Pour la même raison que j’utilise l’email pour communiquer avec mes relations professionnelles, Skype pour échanger avec les membres de ma famille, Facebook pour m’adresser à mes amis ou connaissances locales, Twitter pour suivre l’actualité et partager ce qui m’y semble intéressant, et une dizaine d’autres outils sociaux et forums pour participer à des communautés plus spécifiques, j’utilise déjà différentes monnaies en fonction de mes différents besoins. Pour mes achats en ligne, j’essaie quand c’est possible d’utiliser Bitcoin. Pour un usage plus social, j’ai pour l’instant choisi Reddcoin, que j’utilise quotidiennement pour envoyer ou recevoir de minuscules montants, échangés avec d’autres internautes. Et pour des placements ou investissements à plus long terme, je m’appuie sur NXT.

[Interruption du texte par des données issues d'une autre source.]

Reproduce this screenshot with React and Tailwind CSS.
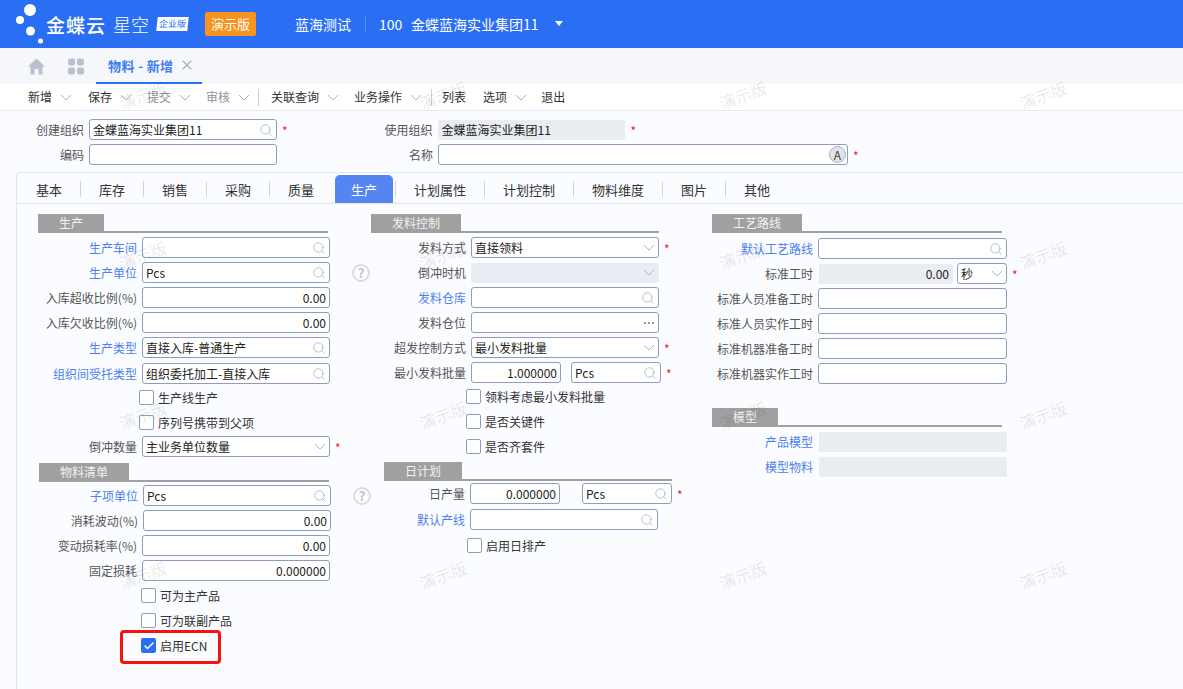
import { Search, X, Check } from "lucide-react";

const watermarks = Array.from({ length: 16 }, (_, i) => i);

function Chevron() {
  return (
    <svg width="12" height="7" viewBox="0 0 12 7" className="shrink-0">
      <polyline points="1,1 6,6 11,1" fill="none" stroke="#a8b4c8" strokeWidth="1" />
    </svg>
  );
}

function ToolItem({ label, more, muted, className = "" }) {
  return (
    <div className={`flex items-center ${className}`}>
      <span className={muted ? "text-[#8b919c]" : "text-[#333]"}>{label}</span>
      {more && (
        <span className="ml-2">
          <Chevron />
        </span>
      )}
    </div>
  );
}

function Section({ title, tabClass, lineClass, className = "" }) {
  return (
    <div className={`border-b-[2px] border-[#a0a0a0] h-[19px] ${lineClass} ${className}`}>
      <div className={`h-[18px] bg-[#a0a0a0] text-[#f2f2f2] text-center leading-[18px] ${tabClass}`}>
        {title}
      </div>
    </div>
  );
}

function Box({ children, className = "w-[188px]", icon }) {
  return (
    <div className={`h-[21px] shrink-0 bg-white border border-[#8e9dbb] rounded-[3px] flex items-center pl-[3px] pr-[3px] text-[#222] ${className}`}>
      <span className="flex-1 whitespace-nowrap">{children}</span>
      {icon === "search" && <Search size={14} strokeWidth={1.2} className="text-[#98a6bd] shrink-0" />}
      {icon === "select" && <Chevron />}
      {icon === "dots" && (
        <span className="flex gap-[2px] mr-px">
          <i className="w-[2px] h-[2px] bg-[#8d97a8]" />
          <i className="w-[2px] h-[2px] bg-[#8d97a8]" />
          <i className="w-[2px] h-[2px] bg-[#8d97a8]" />
        </span>
      )}
    </div>
  );
}

function NumBox({ children, className = "w-[188px]" }) {
  return (
    <div className={`h-[21px] shrink-0 bg-white border border-[#8e9dbb] rounded-[3px] flex items-center justify-end px-[3px] text-[#222] ${className}`}>
      {children}
    </div>
  );
}

function Gray({ children, className = "w-[188px]", chevron }) {
  return (
    <div className={`h-[20px] shrink-0 bg-[#e9ecf1] rounded-[2px] flex items-center px-[4px] text-[#222] ${className}`}>
      <span className="flex-1 whitespace-nowrap">{children}</span>
      {chevron && <Chevron />}
    </div>
  );
}

function Star({ className = "ml-[5px]" }) {
  return <span className={`text-[#ee1c25] text-[12px] leading-none mt-[3px] ${className}`}>*</span>;
}

function Row({ label, link, width, children }) {
  return (
    <div className="flex items-center h-[25px]">
      <span className={`shrink-0 text-right whitespace-nowrap mr-[5px] ${width} ${link ? "text-[#4f80ee]" : "text-[#555]"}`}>
        {label}
      </span>
      {children}
    </div>
  );
}

function CheckRow({ label, className, checked }) {
  return (
    <div className={`flex items-center h-[25px] ${className}`}>
      {checked ? (
        <span className="w-[15px] h-[15px] rounded-[2px] bg-[#2a6ff3] flex items-center justify-center">
          <Check size={12} strokeWidth={3} className="text-white" />
        </span>
      ) : (
        <span className="w-[15px] h-[15px] rounded-[2px] bg-white border border-[#8e9dbb]" />
      )}
      <span className="ml-[4px] text-[#333]">{label}</span>
    </div>
  );
}

function Help() {
  return (
    <span className="ml-[22px] w-[18px] h-[18px] shrink-0 rounded-full border-2 border-[#dcdcdc] text-[#c4c4c4] font-bold text-[13px] leading-none flex items-center justify-center">
      ?
    </span>
  );
}

const tabs = [
  { name: "基本", w: "w-[62px]" },
  { name: "库存", w: "w-[62px]" },
  { name: "销售", w: "w-[62px]" },
  { name: "采购", w: "w-[62px]" },
  { name: "质量", w: "w-[62px]", nosep: true },
  { name: "生产", w: "w-[62px]", active: true },
  { name: "计划属性", w: "w-[88px]" },
  { name: "计划控制", w: "w-[88px]" },
  { name: "物料维度", w: "w-[88px]" },
  { name: "图片", w: "w-[62px]" },
  { name: "其他", w: "w-[62px]", nosep: true },
];

export default function App() {
  return (
    <div className="relative w-full h-[689px] overflow-hidden bg-[#fbfcff] text-[12px] leading-none flex flex-col font-['Noto_Sans_CJK_SC',sans-serif]">
      {/* top bar */}
      <div className="h-[48px] bg-[#2a6ff3] flex items-center text-white shrink-0">
        <svg width="46" height="48" viewBox="0 0 46 48" className="shrink-0" fill="#fff">
          <circle cx="30" cy="10" r="6" />
          <circle cx="20" cy="20" r="4" />
          <circle cx="30.5" cy="31" r="4.5" />
          <circle cx="40.5" cy="41" r="2.5" />
        </svg>
        <span className="text-[19px] font-medium tracking-[1px] w-[67px]">金蝶云</span>
        <span className="text-[18px] font-extralight w-[44px]">星空</span>
        <span className="w-[31px] h-[14px] bg-white text-[#2a6ff3] text-[9px] text-center leading-[14px] -skew-x-6">企业版</span>
        <span className="ml-[17px] w-[51px] h-[24px] bg-[#f7931e] rounded-[2px] text-center leading-[24px] text-[13px]">演示版</span>
        <span className="ml-[39px] text-[14px]">蓝海测试</span>
        <span className="ml-[14px] w-px h-[17px] bg-[#5a8ef5]" />
        <span className="ml-[13px] text-[14px] w-[32px]">100</span>
        <span className="text-[14px]">金蝶蓝海实业集团11</span>
        <span className="ml-[16px] w-0 h-0 border-x-[4px] border-x-transparent border-t-[5px] border-t-white mb-[2px]" />
      </div>

      {/* page tabs */}
      <div className="h-[36px] bg-[#f5f7fb] flex items-stretch shrink-0">
        <div className="pl-[28px] flex items-center">
          <svg width="17" height="17" viewBox="0 0 17 17" fill="#b9c0cf">
            <path d="M8.5 0.5 L17 8.5 H14.5 V16.5 H10.5 V11 H6.5 V16.5 H2.5 V8.5 H0 Z" />
          </svg>
          <svg width="16" height="17" viewBox="0 0 16 17" fill="#b9c0cf" className="ml-[23px]">
            <rect x="0" y="0.5" width="7" height="7" rx="2" />
            <rect x="9" y="0.5" width="7" height="7" rx="2" />
            <rect x="0" y="9.5" width="7" height="7" rx="2" />
            <rect x="9" y="9.5" width="7" height="7" rx="2" />
          </svg>
        </div>
        <div className="ml-[12px] w-[106px] border-b-[2px] border-[#2a6ff3] flex items-center pl-[12px] text-[#3f7cf0] text-[13px] font-bold">
          <span className="whitespace-nowrap tracking-[0.4px]">物料 - 新增</span>
          <X size={16} strokeWidth={1.6} className="ml-[5px] text-[#a3abba]" />
        </div>
      </div>

      {/* toolbar */}
      <div className="h-[27px] bg-white flex items-center pl-[28px] shrink-0 border-b border-[#e8eaef]">
        <ToolItem label="新增" more />
        <ToolItem label="保存" more className="ml-[16px]" />
        <ToolItem label="提交" more muted className="ml-[15px]" />
        <ToolItem label="审核" more muted className="ml-[15px]" />
        <span className="ml-[8px] w-px h-[17px] bg-[#c9d3e4]" />
        <ToolItem label="关联查询" more className="ml-[12px]" />
        <ToolItem label="业务操作" more className="ml-[15px]" />
        <span className="ml-[9px] w-px h-[17px] bg-[#c9d3e4]" />
        <ToolItem label="列表" className="ml-[10px]" />
        <ToolItem label="选项" more className="ml-[17px]" />
        <ToolItem label="退出" className="ml-[14px]" />
      </div>

      {/* header fields */}
      <div className="pt-[6px] shrink-0">
        <div className="flex items-center h-[25px]">
          <span className="w-[84px] text-right text-[#555] mr-[5px]">创建组织</span>
          <Box icon="search">金蝶蓝海实业集团11</Box>
          <Star className="ml-[5px]" />
          <span className="ml-[95px] w-[50px] text-right text-[#555] mr-[5px]">使用组织</span>
          <Gray className="w-[187px]">金蝶蓝海实业集团11</Gray>
          <Star className="ml-[6px]" />
        </div>
        <div className="flex items-center h-[25px]">
          <span className="w-[84px] text-right text-[#555] mr-[5px]">编码</span>
          <Box> </Box>
          <span className="ml-[106px] w-[50px] text-right text-[#555] mr-[5px]">名称</span>
          <div className="w-[410px] h-[21px] bg-white border border-[#8e9dbb] rounded-[3px] flex items-center justify-end pr-[1px]">
            <span className="w-[17px] h-[17px] rounded-full bg-[#e0e3e9] border border-[#aab1be] flex items-center justify-center text-[12px] text-[#4a3b30]">
              A
            </span>
          </div>
          <Star className="ml-[5px]" />
        </div>
      </div>

      {/* detail panel */}
      <div className="ml-[16px] mt-[5px] flex-1 border-l border-t border-[#dfe6f2] rounded-tl-[4px]">
        <div className="h-[31px] flex items-end border-b border-[#e1e6f1] pl-px text-[13px] text-[#333]">
          {tabs.map((t) => (
            <div key={t.name} className="flex items-center h-[28px]">
              <div className={`h-[28px] flex items-center justify-center ${t.w}`}>
                {t.active ? (
                  <span className="w-[58px] h-[28px] rounded-t-[5px] bg-[#5585f0] text-white flex items-center justify-center">
                    {t.name}
                  </span>
                ) : (
                  t.name
                )}
              </div>
              <span className={`w-px h-[16px] ${t.nosep ? "" : "bg-[#cfd6e2]"}`} />
            </div>
          ))}
        </div>

        <div className="flex pl-[21px] pt-[10px]">
          {/* left column */}
          <div className="w-[333px] shrink-0">
            <Section title="生产" tabClass="w-[66px]" lineClass="w-[290px]" />
            <div className="mt-[2px]">
              <Row label="生产车间" link width="w-[99px]"><Box icon="search"> </Box></Row>
              <Row label="生产单位" link width="w-[99px]"><Box icon="search">Pcs</Box><Help /></Row>
              <Row label="入库超收比例(%)" width="w-[99px]"><NumBox>0.00</NumBox></Row>
              <Row label="入库欠收比例(%)" width="w-[99px]"><NumBox>0.00</NumBox></Row>
              <Row label="生产类型" link width="w-[99px]"><Box icon="search">直接入库-普通生产</Box></Row>
              <div className="mt-px">
                <Row label="组织间受托类型" link width="w-[99px]"><Box icon="search">组织委托加工-直接入库</Box></Row>
              </div>
              <CheckRow label="生产线生产" className="ml-[101px] -mt-px" />
              <CheckRow label="序列号携带到父项" className="ml-[101px]" />
              <div className="-mt-px">
                <Row label="倒冲数量" width="w-[99px]">
                  <Box icon="select">主业务单位数量</Box>
                  <Star />
                </Row>
              </div>
            </div>
            <Section title="物料清单" tabClass="w-[90px]" lineClass="w-[290px]" className="ml-px mt-[4px]" />
            <div className="mt-[1px]">
              <Row label="子项单位" link width="w-[100px]"><Box icon="search">Pcs</Box><Help /></Row>
              <Row label="消耗波动(%)" width="w-[100px]"><NumBox>0.00</NumBox></Row>
              <Row label="变动损耗率(%)" width="w-[99px]"><NumBox>0.00</NumBox></Row>
              <Row label="固定损耗" width="w-[99px]"><NumBox className="w-[188px] border-[#6f9bec]">0.000000</NumBox></Row>
              <CheckRow label="可为主产品" className="ml-[103px]" />
              <CheckRow label="可为联副产品" className="ml-[103px]" />
              <div className="relative">
                <CheckRow label="启用ECN" checked className="ml-[103px]" />
                <div className="absolute left-[82px] top-[-3px] w-[101px] h-[34px] border-[3px] border-[#f5130f] rounded-[4px]" />
              </div>
            </div>
          </div>

          {/* middle column */}
          <div className="w-[341px] shrink-0">
            <Section title="发料控制" tabClass="w-[90px]" lineClass="w-[288px]" />
            <div className="mt-[2px]">
              <Row label="发料方式" width="w-[95px]"><Box icon="select">直接领料</Box><Star /></Row>
              <Row label="倒冲时机" width="w-[95px]"><Gray chevron> </Gray></Row>
              <Row label="发料仓库" link width="w-[95px]"><Box icon="search"> </Box></Row>
              <Row label="发料仓位" width="w-[95px]"><Box icon="dots"> </Box></Row>
              <Row label="超发控制方式" width="w-[95px]"><Box icon="select">最小发料批量</Box><Star /></Row>
              <Row label="最小发料批量" width="w-[95px]">
                <NumBox className="w-[90px]">1.000000</NumBox>
                <Box icon="search" className="w-[90px] ml-[10px]">Pcs</Box>
                <Star />
              </Row>
              <CheckRow label="领料考虑最小发料批量" className="ml-[95px] -mt-px" />
              <CheckRow label="是否关键件" className="ml-[95px]" />
              <CheckRow label="是否齐套件" className="ml-[95px]" />
            </div>
            <Section title="日计划" tabClass="w-[78px]" lineClass="w-[288px]" className="ml-[13px] mt-[3px]" />
            <div>
              <Row label="日产量" width="w-[94px]">
                <NumBox className="w-[90px]">0.000000</NumBox>
                <Box icon="search" className="w-[90px] ml-[22px]">Pcs</Box>
                <Star />
              </Row>
              <div className="mt-px">
                <Row label="默认产线" link width="w-[94px]"><Box icon="search"> </Box></Row>
              </div>
              <div className="mt-px">
                <CheckRow label="启用日排产" className="ml-[96px]" />
              </div>
            </div>
          </div>

          {/* right column */}
          <div className="w-[320px] shrink-0">
            <Section title="工艺路线" tabClass="w-[90px]" lineClass="w-[290px]" />
            <div className="mt-[3px]">
              <Row label="默认工艺路线" link width="w-[101px]"><Box icon="search" className="w-[189px]"> </Box></Row>
              <Row label="标准工时" width="w-[101px]">
                <Gray className="w-[134px] ml-px"><span className="block text-right">0.00</span></Gray>
                <Box icon="select" className="w-[50px] ml-[4px]">秒</Box>
                <Star className="ml-[5px]" />
              </Row>
              <Row label="标准人员准备工时" width="w-[101px]"><Box className="w-[189px]"> </Box></Row>
              <Row label="标准人员实作工时" width="w-[101px]"><Box className="w-[189px]"> </Box></Row>
              <Row label="标准机器准备工时" width="w-[101px]"><Box className="w-[189px]"> </Box></Row>
              <Row label="标准机器实作工时" width="w-[101px]"><Box className="w-[189px]"> </Box></Row>
            </div>
            <Section title="模型" tabClass="w-[66px]" lineClass="w-[290px]" className="mt-[22px]" />
            <div className="mt-[2px]">
              <Row label="产品模型" link width="w-[101px]"><Gray className="w-[188px] ml-px"> </Gray></Row>
              <Row label="模型物料" link width="w-[101px]"><Gray className="w-[188px] ml-px"> </Gray></Row>
            </div>
          </div>
        </div>
      </div>

      {/* watermark layer */}
      <div className="pointer-events-none absolute left-[-7px] top-[15px] grid grid-cols-[repeat(4,300px)] auto-rows-[160px]">
        {watermarks.map((i) => (
          <div key={i} className="flex items-center justify-center">
            <span className="-rotate-20 text-[16px] text-black/10">演示版</span>
          </div>
        ))}
      </div>
    </div>
  );
}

Bitcoin sera à la monnaie de demain ce que l’email est à l’Internet d’aujourd’hui. L’email est en quelque sorte la « couche de base » de la communication électronique, complétée par une multitude d’autres outils dédiés à différents types de communication. Bitcoin sera un moyen universel pour payer, acheter et échanger de l’argent, qui conviendra bien dans 75% des cas. Mais, en complément, se développeront d’autres solutions, portées par d’autres crypto-monnaies, mieux adaptées que Bitcoin à des cas et besoins spécifiques.
Bitcoin et les crypto-monnaies alternatives ne vont pas remplacer les monnaies traditionnelles, mais vont s’y surimposer, multipliant les possibilités à l’infini. L’ère de la monnaie unique est révolue. L’argent devient multiple et pluriel, comme le sont les internautes, leurs besoins et leurs usages.